* Requirement *
Examine the entries below, count the lines holding the string "React", and respond with the number only.

* Task material *
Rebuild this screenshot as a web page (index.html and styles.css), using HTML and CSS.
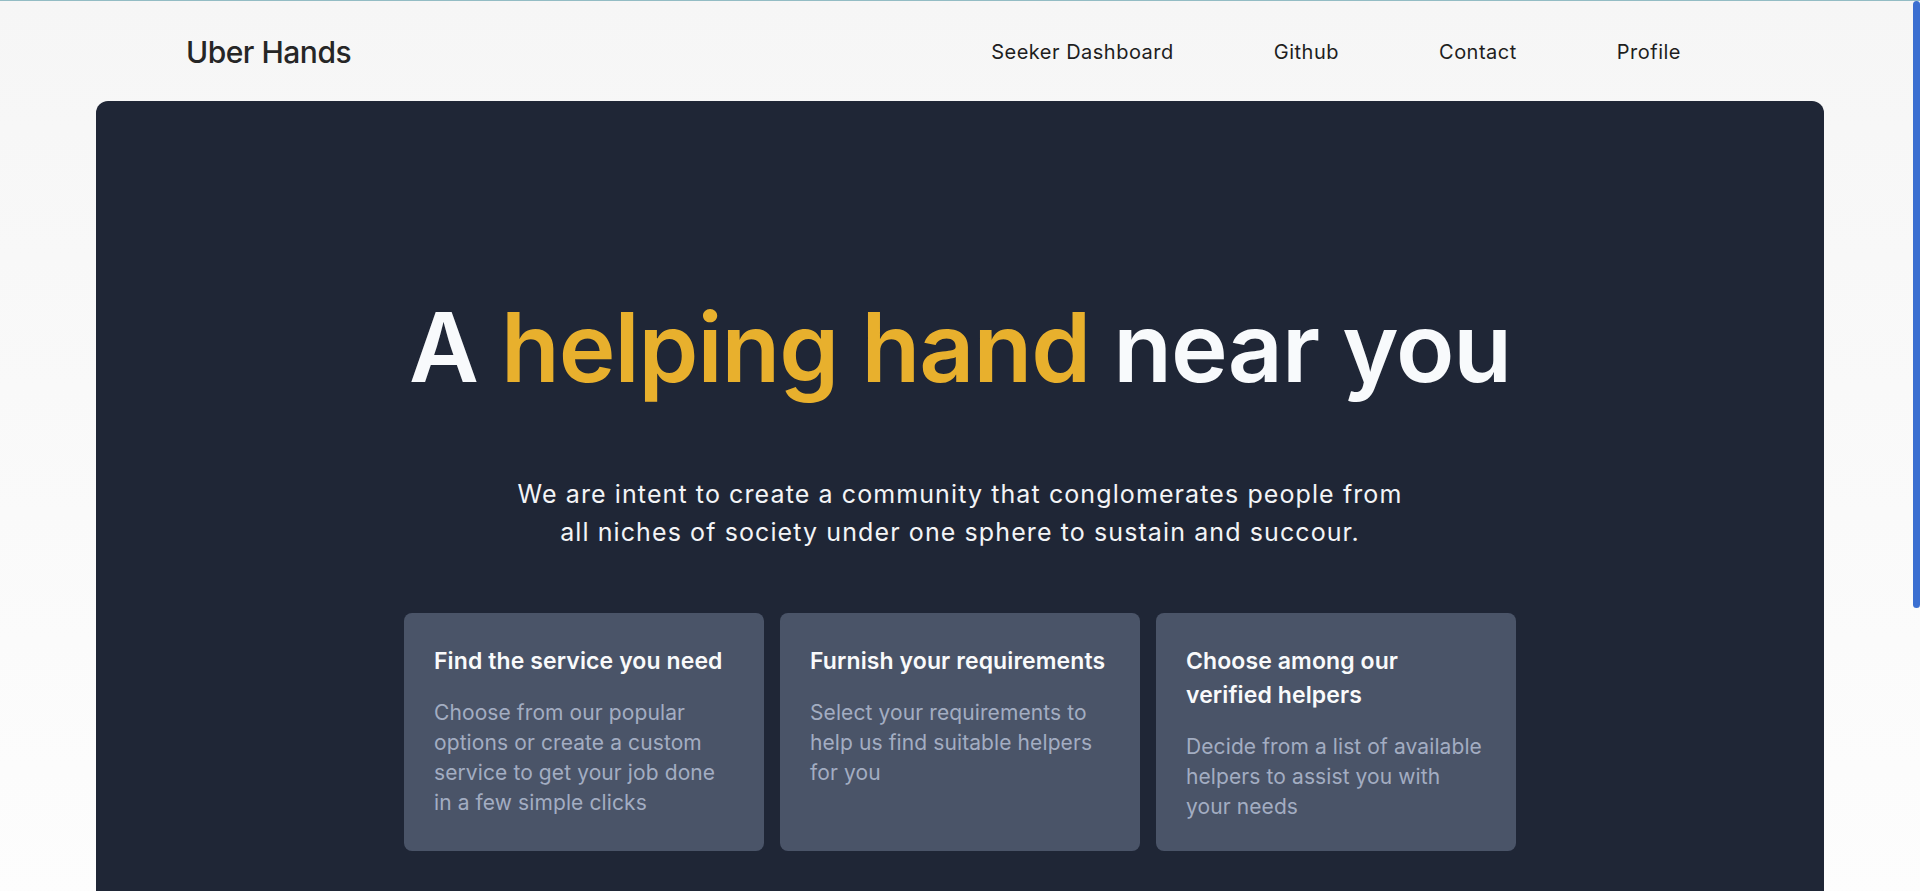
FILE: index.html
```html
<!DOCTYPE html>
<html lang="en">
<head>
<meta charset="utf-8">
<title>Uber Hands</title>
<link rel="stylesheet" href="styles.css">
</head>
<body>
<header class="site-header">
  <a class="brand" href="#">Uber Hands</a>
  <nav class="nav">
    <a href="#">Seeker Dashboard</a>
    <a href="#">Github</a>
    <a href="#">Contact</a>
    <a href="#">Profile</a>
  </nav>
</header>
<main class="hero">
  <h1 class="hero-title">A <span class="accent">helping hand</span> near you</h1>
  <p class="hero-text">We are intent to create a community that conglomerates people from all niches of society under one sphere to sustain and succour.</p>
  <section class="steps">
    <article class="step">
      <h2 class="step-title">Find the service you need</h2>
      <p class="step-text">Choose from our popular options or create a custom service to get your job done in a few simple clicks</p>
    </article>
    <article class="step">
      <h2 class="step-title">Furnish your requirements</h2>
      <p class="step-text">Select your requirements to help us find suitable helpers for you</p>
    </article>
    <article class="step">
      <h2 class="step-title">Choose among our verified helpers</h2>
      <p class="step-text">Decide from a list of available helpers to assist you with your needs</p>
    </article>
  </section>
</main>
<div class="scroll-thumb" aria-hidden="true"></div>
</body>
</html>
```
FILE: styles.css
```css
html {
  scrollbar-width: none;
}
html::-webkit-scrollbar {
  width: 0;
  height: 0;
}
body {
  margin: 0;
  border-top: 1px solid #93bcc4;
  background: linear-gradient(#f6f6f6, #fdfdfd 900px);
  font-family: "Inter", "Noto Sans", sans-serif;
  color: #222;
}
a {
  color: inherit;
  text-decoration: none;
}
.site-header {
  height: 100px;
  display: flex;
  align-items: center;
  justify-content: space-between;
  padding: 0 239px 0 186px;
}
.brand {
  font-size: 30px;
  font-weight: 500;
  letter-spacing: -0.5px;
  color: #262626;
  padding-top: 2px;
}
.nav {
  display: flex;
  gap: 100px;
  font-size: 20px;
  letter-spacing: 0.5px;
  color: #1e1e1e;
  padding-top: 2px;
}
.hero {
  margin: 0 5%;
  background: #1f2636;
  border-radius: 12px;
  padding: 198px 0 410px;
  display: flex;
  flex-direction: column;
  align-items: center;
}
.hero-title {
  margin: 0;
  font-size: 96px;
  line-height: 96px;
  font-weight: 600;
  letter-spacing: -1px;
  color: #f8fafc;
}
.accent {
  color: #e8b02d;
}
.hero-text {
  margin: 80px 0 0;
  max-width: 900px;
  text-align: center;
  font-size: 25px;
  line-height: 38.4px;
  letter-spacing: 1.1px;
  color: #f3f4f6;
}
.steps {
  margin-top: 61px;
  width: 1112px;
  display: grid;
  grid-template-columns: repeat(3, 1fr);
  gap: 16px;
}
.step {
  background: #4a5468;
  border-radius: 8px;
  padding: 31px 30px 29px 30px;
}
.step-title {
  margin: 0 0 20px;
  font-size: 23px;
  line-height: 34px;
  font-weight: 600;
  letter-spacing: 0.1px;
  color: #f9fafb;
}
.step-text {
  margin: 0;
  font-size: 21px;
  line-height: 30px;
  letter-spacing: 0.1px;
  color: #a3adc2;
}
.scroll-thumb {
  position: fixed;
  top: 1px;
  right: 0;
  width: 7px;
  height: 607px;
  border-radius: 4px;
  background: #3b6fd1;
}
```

--

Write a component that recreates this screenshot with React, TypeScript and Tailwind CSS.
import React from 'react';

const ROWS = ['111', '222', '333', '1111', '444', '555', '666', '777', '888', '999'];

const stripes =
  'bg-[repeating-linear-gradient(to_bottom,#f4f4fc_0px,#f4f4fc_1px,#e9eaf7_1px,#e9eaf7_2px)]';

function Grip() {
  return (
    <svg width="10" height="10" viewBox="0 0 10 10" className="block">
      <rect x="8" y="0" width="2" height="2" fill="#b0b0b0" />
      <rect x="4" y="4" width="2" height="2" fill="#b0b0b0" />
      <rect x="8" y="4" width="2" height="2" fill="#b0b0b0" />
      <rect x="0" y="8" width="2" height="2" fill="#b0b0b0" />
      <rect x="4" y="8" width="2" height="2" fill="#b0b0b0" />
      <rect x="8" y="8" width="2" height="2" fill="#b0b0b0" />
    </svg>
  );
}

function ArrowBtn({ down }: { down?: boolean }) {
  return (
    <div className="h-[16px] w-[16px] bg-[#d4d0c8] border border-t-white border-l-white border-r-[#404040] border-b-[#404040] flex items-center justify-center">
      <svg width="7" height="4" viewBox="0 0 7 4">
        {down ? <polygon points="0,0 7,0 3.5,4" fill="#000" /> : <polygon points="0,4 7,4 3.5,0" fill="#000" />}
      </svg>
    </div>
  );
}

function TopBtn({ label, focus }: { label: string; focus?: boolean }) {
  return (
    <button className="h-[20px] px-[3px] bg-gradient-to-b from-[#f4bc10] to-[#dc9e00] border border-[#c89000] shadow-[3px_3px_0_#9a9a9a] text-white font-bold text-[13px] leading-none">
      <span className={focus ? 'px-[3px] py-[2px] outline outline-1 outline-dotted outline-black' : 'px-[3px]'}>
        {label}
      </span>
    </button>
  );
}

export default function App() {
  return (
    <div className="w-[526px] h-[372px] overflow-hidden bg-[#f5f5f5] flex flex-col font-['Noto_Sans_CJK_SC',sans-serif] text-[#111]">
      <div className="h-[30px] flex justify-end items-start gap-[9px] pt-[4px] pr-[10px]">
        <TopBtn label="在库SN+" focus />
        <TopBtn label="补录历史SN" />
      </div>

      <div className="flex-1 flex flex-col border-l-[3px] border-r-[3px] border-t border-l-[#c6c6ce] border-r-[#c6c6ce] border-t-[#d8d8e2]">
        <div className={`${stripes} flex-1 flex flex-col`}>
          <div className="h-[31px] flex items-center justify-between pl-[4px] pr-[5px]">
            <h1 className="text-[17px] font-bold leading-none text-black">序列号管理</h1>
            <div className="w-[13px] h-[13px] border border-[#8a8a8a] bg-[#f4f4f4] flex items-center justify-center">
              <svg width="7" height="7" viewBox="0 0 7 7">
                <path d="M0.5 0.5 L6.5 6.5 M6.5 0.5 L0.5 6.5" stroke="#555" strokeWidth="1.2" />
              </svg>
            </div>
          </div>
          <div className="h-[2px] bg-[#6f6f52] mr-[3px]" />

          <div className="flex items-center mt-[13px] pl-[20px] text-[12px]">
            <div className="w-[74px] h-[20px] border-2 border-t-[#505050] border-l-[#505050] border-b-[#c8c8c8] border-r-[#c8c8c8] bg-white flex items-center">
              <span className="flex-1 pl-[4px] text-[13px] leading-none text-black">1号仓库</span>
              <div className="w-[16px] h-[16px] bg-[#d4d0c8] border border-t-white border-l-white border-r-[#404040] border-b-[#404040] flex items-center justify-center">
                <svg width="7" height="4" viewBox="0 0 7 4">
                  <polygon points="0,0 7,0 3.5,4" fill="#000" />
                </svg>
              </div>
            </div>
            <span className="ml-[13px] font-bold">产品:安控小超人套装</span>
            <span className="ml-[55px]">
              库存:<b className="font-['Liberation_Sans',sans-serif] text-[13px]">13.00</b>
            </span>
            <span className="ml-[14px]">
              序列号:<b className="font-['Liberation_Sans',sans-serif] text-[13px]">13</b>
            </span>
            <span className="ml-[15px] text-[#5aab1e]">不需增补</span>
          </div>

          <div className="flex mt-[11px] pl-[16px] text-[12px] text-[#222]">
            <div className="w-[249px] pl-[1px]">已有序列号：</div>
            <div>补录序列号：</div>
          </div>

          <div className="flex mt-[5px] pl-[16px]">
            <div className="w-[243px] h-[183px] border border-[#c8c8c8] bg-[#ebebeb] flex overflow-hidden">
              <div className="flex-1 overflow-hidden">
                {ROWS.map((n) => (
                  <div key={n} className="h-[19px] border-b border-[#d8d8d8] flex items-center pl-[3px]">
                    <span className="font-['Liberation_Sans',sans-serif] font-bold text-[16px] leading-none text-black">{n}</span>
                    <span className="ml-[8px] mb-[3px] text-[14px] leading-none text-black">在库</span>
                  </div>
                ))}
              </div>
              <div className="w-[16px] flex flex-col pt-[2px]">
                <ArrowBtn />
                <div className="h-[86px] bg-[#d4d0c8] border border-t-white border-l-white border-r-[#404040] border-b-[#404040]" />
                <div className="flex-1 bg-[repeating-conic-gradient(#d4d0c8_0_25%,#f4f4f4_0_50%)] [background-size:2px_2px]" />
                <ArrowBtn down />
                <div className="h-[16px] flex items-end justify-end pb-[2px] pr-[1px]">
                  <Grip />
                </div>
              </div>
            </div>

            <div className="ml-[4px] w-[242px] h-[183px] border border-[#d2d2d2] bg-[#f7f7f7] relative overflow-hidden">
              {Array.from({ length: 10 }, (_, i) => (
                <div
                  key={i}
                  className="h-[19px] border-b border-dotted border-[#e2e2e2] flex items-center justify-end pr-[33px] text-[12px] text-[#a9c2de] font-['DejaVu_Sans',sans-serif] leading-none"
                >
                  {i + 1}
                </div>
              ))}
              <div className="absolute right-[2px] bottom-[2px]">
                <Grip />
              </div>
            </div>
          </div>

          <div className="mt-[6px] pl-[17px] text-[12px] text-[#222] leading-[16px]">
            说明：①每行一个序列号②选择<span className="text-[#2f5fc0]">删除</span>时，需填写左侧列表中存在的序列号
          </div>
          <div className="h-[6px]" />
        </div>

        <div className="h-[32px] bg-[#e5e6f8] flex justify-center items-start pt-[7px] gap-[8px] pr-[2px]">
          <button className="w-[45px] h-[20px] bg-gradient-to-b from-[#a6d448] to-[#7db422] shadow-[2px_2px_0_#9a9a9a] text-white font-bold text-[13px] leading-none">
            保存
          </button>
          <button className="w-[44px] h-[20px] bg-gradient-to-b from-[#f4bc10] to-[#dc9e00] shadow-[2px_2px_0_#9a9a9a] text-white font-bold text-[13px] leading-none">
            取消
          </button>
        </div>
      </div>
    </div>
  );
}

* The solution *
2